Title: Jeanne Dielman, 23 quai du Commerce, 1080 Bruxelles
Release Date: May 14, 1975
Director: Chantal Akerman
Production Company: Paradise Films | Unité Trois

I believe this is the first Belgian film I have ever watched.  The 3 hour, 21 minute film details the life of a woman, Jeanne Dielman (Delphine Seyrig), go through the ordinary routine of her life in minute detail over a period of three days. Jeanne cleans the house, cooks, bathes, goes shopping, babysits, spends time with her teenage son (Jan Decorte), runs errands, and receives men in her bedroom who pay her for sex.  Sometimes she also sits in a chair for a long time as well. She is so very precise about everything she does that when little things start to go wrong it is very jarring. This film is the slowest of burns all leading to … something I won’t say.

The film adopts the style of Yasujirō Ozu (Tokyo Story, Late Spring), where the camera remains stationary throughout and there are only cuts between scenes. With a woman director, Chantal Akerman, and a crew made up mostly of women, the film is a feminist statement on the invisibility of women’s work in movies (and in real life).  The film provokes a lot of questions, such as does it matter if a movie is technically brilliant and innovative if it ends up being extremely boring? Or, it there art in the verisimilitude of life, or should art transcend ordinary life?

Rating: ***1/2

Classic Movie Review: Sátántangó (1994)

Title: Sátántangó
Release Date: 8 February 1994
Director: Béla Tarr
Production Company: Mozgókép Innovációs Társulás és Alapítvány | Von Vietinghoff Filmproduktion (VVF) | Vega Film | Magyar Televízió | Télévision Suisse-Romande (TSR)

Sátántangó is an epic Hungarian film set at the fall of communism that depicts a series of events that occur when the charismatic Irimiás (Mihály Vig), who had been believed dead, returns to an isolated village.  It also 7 hours and 19 minutes long. The movie consists of 12 parts and is structured like a tango, 6 moves forward and 6 back.  Director Béla Tarr wanted his audience to view the film in entirety with no intermission, but there was no way I was going to do that.  So I turned it into a Netflix series, watching one segment per day over twelve days. I expect that people will hate that I watched the movie this way, but I don’t care.

The film is famed for being made up of various long takes including impressive tracking shots such as the opening sequence when a herd of cows walk through the mud in a desolate village.  There are also long shots where the camera rests on an empty space with no action, a still life of sorts, until at last a person moves into the frame.  This could be considered padding to make up the movie’s length, but I find that the focus on the ordinary, combined with the frequent absence of music and minimal dialogue, make it so you focus on and absorb the mundane details.

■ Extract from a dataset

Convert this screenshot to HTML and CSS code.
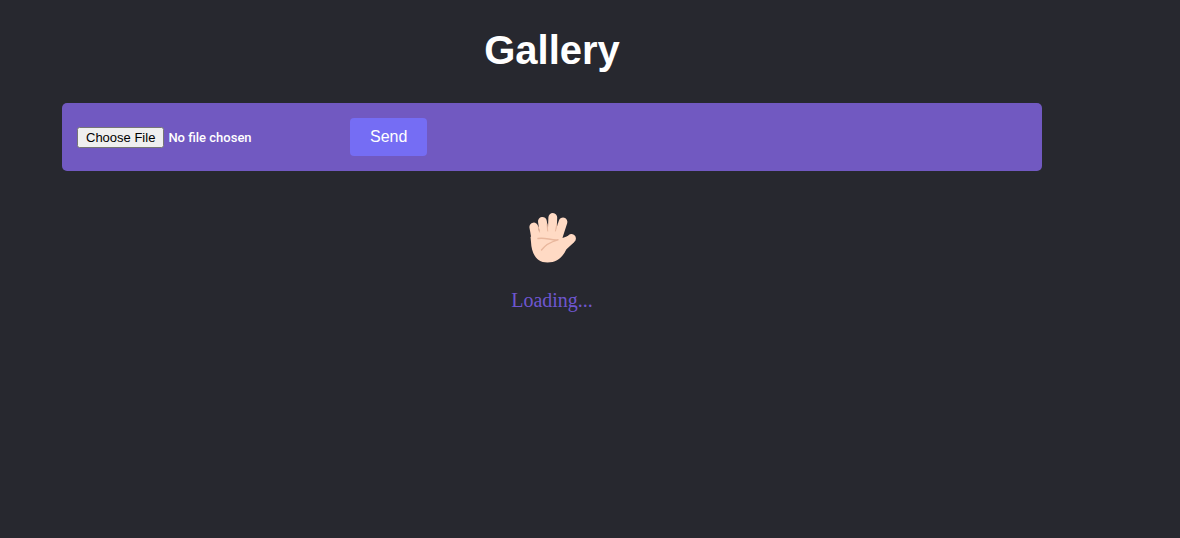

One of Sátántangó‘s most notorious sequences depicts an abused child, Estike (Erika Bók), finding a way to find some control over something in her life by torturing and poisoning her cat.  I had to skip ahead through some of this segment, because animal abuse, even when it’s simulated is not something I can bear to watch.  There are also some funny parts of the film, including a gathering in the local bar where the villagers dance sloppily to accordion music while one man walks around with a cheese roll balanced on his forehead.  But most of this film is pretty bleak, and there are many, many, many long shots of people and groups walking down long, muddy roads for extended periods of time.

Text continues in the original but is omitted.